When the news broke that there would be a sequel – and furthermore, that Scott would only be producing, rather than directing, expectations plummeted. But the appointment of Denis Villeneauve to the director’s seat definitely helped to bolster confidence; (his Arrival was one of the most acclaimed films of last year) and besides, Scott’s recent return to another of his franchises, with Alien Covenant, hadn’t exactly been the massive success everybody had predicted. Maybe it was the right thing to go forward with a new hand on the helm. Then the advance reviews for Blade Runner 2049 broke and it was, apparently, a masterpiece, a jaw-dropping work of staggering genius. The truth of course, is that it isn’t quite that, but it is an assured and credible sequel to the original film, which is pretty much all we could have hoped for.

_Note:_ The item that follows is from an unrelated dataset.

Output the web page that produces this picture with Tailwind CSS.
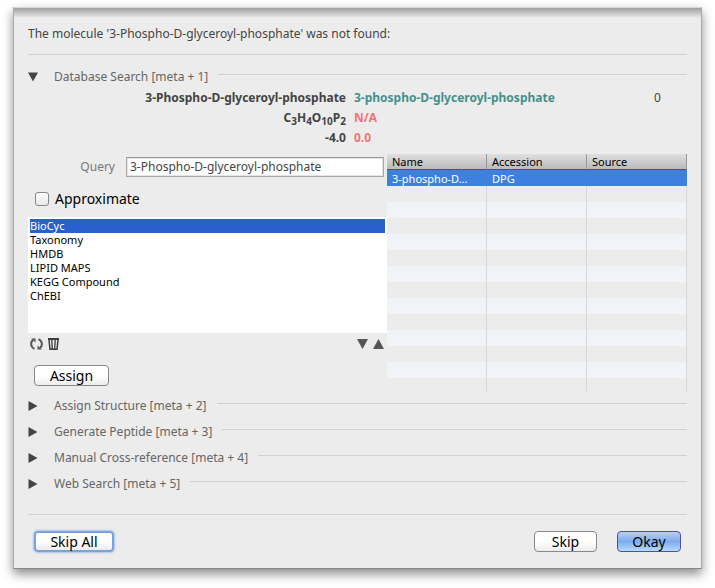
<!DOCTYPE html>
<html lang="en">
<head>
<meta charset="utf-8">
<meta name="viewport" content="width=device-width, initial-scale=1">
<title>Molecule not found</title>
<script src="https://cdn.jsdelivr.net/npm/@tailwindcss/browser@4"></script>
</head>
<body class="bg-white px-[13px] pt-[7px] pb-[19px] font-['Noto_Sans',sans-serif] text-[12px] leading-5 text-[#444]">
<main class="border border-[#aaa] border-t-[#d8d8d8] border-b-[#888] bg-[#ececec] shadow-[0_5px_10px_rgba(0,0,0,0.45)]">
  <div class="h-[10px] bg-linear-to-b from-[#a0a0a0] to-[#ececec]"></div>
  <div class="px-[14px]">
    <p class="pt-[6px] pb-[10px]">The molecule '3-Phospho-D-glyceroyl-phosphate' was not found:</p>
    <hr class="border-[#d0d0d0]">

    <section class="pt-[9px]">
      <h2 class="flex h-[26px] items-center">
        <button type="button" aria-label="Collapse Database Search" class="w-[26px]"><svg class="size-[10px]" viewBox="0 0 10 10"><path d="M0 0.500H10L5 9.500Z" fill="#444"/></svg></button>
        <span class="text-[#666]">Database Search [meta + 1]</span>
        <span class="mb-[5px] ml-[10px] h-px flex-1 bg-[#d0d0d0]"></span>
      </h2>
      <div class="-mt-[2px] grid grid-cols-[318px_1fr_33px] gap-x-2 font-bold">
        <span class="text-right">3-Phospho-D-glyceroyl-phosphate</span><span class="text-[#45908c]">3-phospho-D-glyceroyl-phosphate</span><span class="font-normal">0</span>
        <span class="text-right">C<sub class="text-[10px]">3</sub>H<sub class="text-[10px]">4</sub>O<sub class="text-[10px]">10</sub>P<sub class="text-[10px]">2</sub></span><span class="text-[#f07474]">N/A</span><span></span>
        <span class="text-right">-4.0</span><span class="text-[#f07474]">0.0</span><span></span>
      </div>

      <div class="flex items-start pt-[6px]">
        <div class="min-w-0 flex-1">
          <div class="flex items-center pt-[3px] pr-[3px]">
            <label for="query" class="w-[98px] pr-[11px] text-right text-[#777]">Query</label>
            <input id="query" type="text" value="3-Phospho-D-glyceroyl-phosphate" class="h-5 min-w-0 flex-1 border border-[#a8a8a8] border-t-[#999] bg-white px-[3px] shadow-[inset_0_0_0_1px_#e4e4e4] outline-none">
          </div>
          <label class="flex h-10 items-center gap-[6px] pt-1 pl-[7px] text-[14px] text-black">
            <input type="checkbox" class="size-[14px] appearance-none rounded-[3px] border border-[#888] bg-linear-to-b from-white to-[#e8e8e8]">
            Approximate
          </label>
          <ul class="h-[116px] bg-white px-[2px] pt-[2px] text-[11px] leading-[14px] text-black" role="listbox" aria-label="Databases">
            <li role="option" aria-selected="true" class="bg-[#2a5fce] text-white">BioCyc</li>
            <li role="option">Taxonomy</li>
            <li role="option">HMDB</li>
            <li role="option">LIPID MAPS</li>
            <li role="option">KEGG Compound</li>
            <li role="option">ChEBI</li>
          </ul>
          <div class="flex h-[22px] items-center gap-[5px] pr-[3px] pl-[2px]">
            <button type="button" aria-label="Refresh"><svg class="block h-3 w-[13px]" viewBox="0 0 13 12" fill="none" stroke="#555" stroke-width="2"><path d="M4.500 10.800C0.300 9 0.300 4 3 2.200M8.500 1.200C12.700 3 12.700 8 10 9.800"/><path d="M1 0.500H5.500V4.500ZM12 11.500H7.500V7.500Z" fill="#555" stroke="none"/></svg></button>
            <button type="button" aria-label="Delete"><svg class="block h-3 w-[11px]" viewBox="0 0 11 12" fill="none" stroke="#3c3c3c"><path d="M0 1H11" stroke-width="2"/><path d="M1 2L2 11.300H9L10 2" stroke-width="1.500"/><path d="M3.800 2L4.300 11M7.200 2L6.700 11" stroke-width="1.300"/></svg></button>
            <button type="button" aria-label="Move down" class="ml-auto"><svg class="block h-[10px] w-[11px]" viewBox="0 0 11 10"><path d="M0 0H11L5.500 10Z" fill="#555"/></svg></button>
            <button type="button" aria-label="Move up"><svg class="block h-[10px] w-[11px]" viewBox="0 0 11 10"><path d="M0 10H11L5.500 0Z" fill="#555"/></svg></button>
          </div>
          <div class="pt-[10px] pl-[6px]">
            <button type="button" class="block h-[21px] w-[75px] rounded-[4px] border border-[#888] bg-linear-to-b from-white from-50% to-[#ececec] text-[14px] leading-[19px] text-black">Assign</button>
          </div>
        </div>

        <div class="h-[237px] w-[300px] overflow-hidden">
          <table class="w-full table-fixed border-separate border-spacing-0 text-left text-[11px] leading-[15px] [&_td]:h-4 [&_td]:border-r [&_td]:border-[#d8d8d8] [&_td]:p-0 [&_td]:pl-[5px] [&_th]:h-4 [&_th]:border-r [&_th]:border-b [&_th]:border-r-[#999] [&_th]:border-b-[#555] [&_th]:p-0 [&_th]:pl-[5px] [&_th]:font-normal">
            <thead class="bg-linear-to-b from-[#e0e0e0] to-[#b8b8b8] text-black">
              <tr>
                <th>Name</th>
                <th>Accession</th>
                <th>Source</th>
              </tr>
            </thead>
            <tbody class="[&>tr:nth-child(odd)]:bg-[#f0f3f8]">
              <tr class="!bg-[#3e80e0] text-white [&>td]:!border-[#3e80e0]"><td>3-phospho-D...</td><td>DPG</td><td></td></tr>
              <tr><td></td><td></td><td></td></tr>
              <tr><td></td><td></td><td></td></tr>
              <tr><td></td><td></td><td></td></tr>
              <tr><td></td><td></td><td></td></tr>
              <tr><td></td><td></td><td></td></tr>
              <tr><td></td><td></td><td></td></tr>
              <tr><td></td><td></td><td></td></tr>
              <tr><td></td><td></td><td></td></tr>
              <tr><td></td><td></td><td></td></tr>
              <tr><td></td><td></td><td></td></tr>
              <tr><td></td><td></td><td></td></tr>
              <tr><td></td><td></td><td></td></tr>
              <tr><td></td><td></td><td></td></tr>
            </tbody>
          </table>
        </div>
      </div>
    </section>

    <div class="pt-[2px] text-[#666]">
      <h2 class="flex h-[26px] items-center">
        <button type="button" aria-label="Expand Assign Structure" class="w-[26px]"><svg class="size-[10px]" viewBox="0 0 10 10"><path d="M0.500 0V10L9.500 5Z" fill="#444"/></svg></button>
        <span>Assign Structure [meta + 2]</span>
        <span class="mb-[5px] ml-[10px] h-px flex-1 bg-[#d0d0d0]"></span>
      </h2>
      <h2 class="flex h-[26px] items-center">
        <button type="button" aria-label="Expand Generate Peptide" class="w-[26px]"><svg class="size-[10px]" viewBox="0 0 10 10"><path d="M0.500 0V10L9.500 5Z" fill="#444"/></svg></button>
        <span>Generate Peptide [meta + 3]</span>
        <span class="mb-[5px] ml-[10px] h-px flex-1 bg-[#d0d0d0]"></span>
      </h2>
      <h2 class="flex h-[26px] items-center">
        <button type="button" aria-label="Expand Manual Cross-reference" class="w-[26px]"><svg class="size-[10px]" viewBox="0 0 10 10"><path d="M0.500 0V10L9.500 5Z" fill="#444"/></svg></button>
        <span>Manual Cross-reference [meta + 4]</span>
        <span class="mb-[5px] ml-[10px] h-px flex-1 bg-[#d0d0d0]"></span>
      </h2>
      <h2 class="flex h-[26px] items-center">
        <button type="button" aria-label="Expand Web Search" class="w-[26px]"><svg class="size-[10px]" viewBox="0 0 10 10"><path d="M0.500 0V10L9.500 5Z" fill="#444"/></svg></button>
        <span>Web Search [meta + 5]</span>
        <span class="mb-[5px] ml-[10px] h-px flex-1 bg-[#d0d0d0]"></span>
      </h2>
    </div>

    <hr class="mt-[17px] border-[#d0d0d0]">
    <footer class="flex gap-5 pt-4 pr-[6px] pb-4 pl-[6px] text-[14px] leading-[19px] text-black">
      <button type="button" class="mr-auto h-[21px] w-20 rounded-[4px] border-2 border-[#7aa2dc] bg-linear-to-b from-white from-50% to-[#ececec] leading-[17px] shadow-[0_0_2px_1px_#a8c4ec]">Skip All</button>
      <button type="button" class="h-[21px] w-[63px] rounded-[4px] border border-[#888] bg-linear-to-b from-white from-50% to-[#ececec]">Skip</button>
      <button type="button" class="h-[21px] w-16 rounded-[4px] border border-[#5050a0] bg-linear-to-b from-[#bccdf2] via-[#7cacee] to-[#b4dcfc]">Okay</button>
    </footer>
  </div>
</main>
</body>
</html>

It’s thirty years since the events of Blade Runner and a new generation of replicants – ones that are supposedly incapable of insurrection, are now taking on the work that humans disdain, including hunting down and ‘retiring’ the last remaining Nexus 6 models, who are still insisting on going about their business. ‘K’ (Ryan Gosling) is one of the new breed of ‘skin job’, working as a Blade Runner for the LAPD, under the direction of Lieutenant Joshi (Robin Wright). While hunting down renegade replicant Sapper Morten (Dave Bautista), K makes an unexpected discovery. Buried in a box beneath one of the world’s last surviving trees, are the remains of a woman. The pathology department soon establishes that she died in childbirth. The problem is, a serial number hidden in her bones identifies her as a replicant. And replicants are supposedly incapable of procreation. This is news that threatens to have world-changing repercussions and one, when you think about it, that is the basis for most religions.

If Villeneauve’s brief was to mirror the look and feel of the original movie, then this has to be regarded as a success. The squalid grandeur of the cityscapes are breathtakingly realised, the recreation of a smog laden, overcrowded dystopian Los Angeles is perfectly achieved – even Hans Zimmer’s eerie score manages to echo the feel of the Vangelis original while still somehow managing to be its own beast. The references to the first story are all cleverly integrated. Nothing ever feels tacked on.

But this is more than just an accomplished rehash. I particularly liked the concept of Joi (Ama de Armas), K’s virtual reality companion, which gives you an idea of where the likes of Siri and Alexa are eventually going to wind up. A VR creation capable of feeling love for its owner? This element is the film’s strongest card, (and a scene where Joi ‘borrows’ the body of another woman in order to make love to K is a standout); but there are plenty of other thought-provoking ideas in here, much more than the usual cartoonish ones we’ve become used to in this genre. They will have you discussing their implications long after the credits have rolled.

What exactly does it mean to be human? How important are memories to our evolution and to what degree can we trust them? And perhaps, most baffling of all… why does Harrison Ford never seem to get any older?

Okay, so the film isn’t quite perfect. Jared Leto’s Niander Wallace  – the man who has inherited and improved upon the Tyrell Corporation’s achievements – is a bit wearisome, to tell you the truth, given to intoning his lines like an Old Testament prophet; and while I appreciate that there must be fight scenes in a film like this, the climactic punch up between K and a supercharged female adversary seems to go on for just about forever. But the ending is cool. I really didn’t see that coming…

Inevitably, arguments will rage about this one. Some people are going to hate it. Some are going to insist that it’s way better than the original. But for me that will always be a solid gold five star picture, while this one? Close, but no cigar. Maybe just a slim panetella.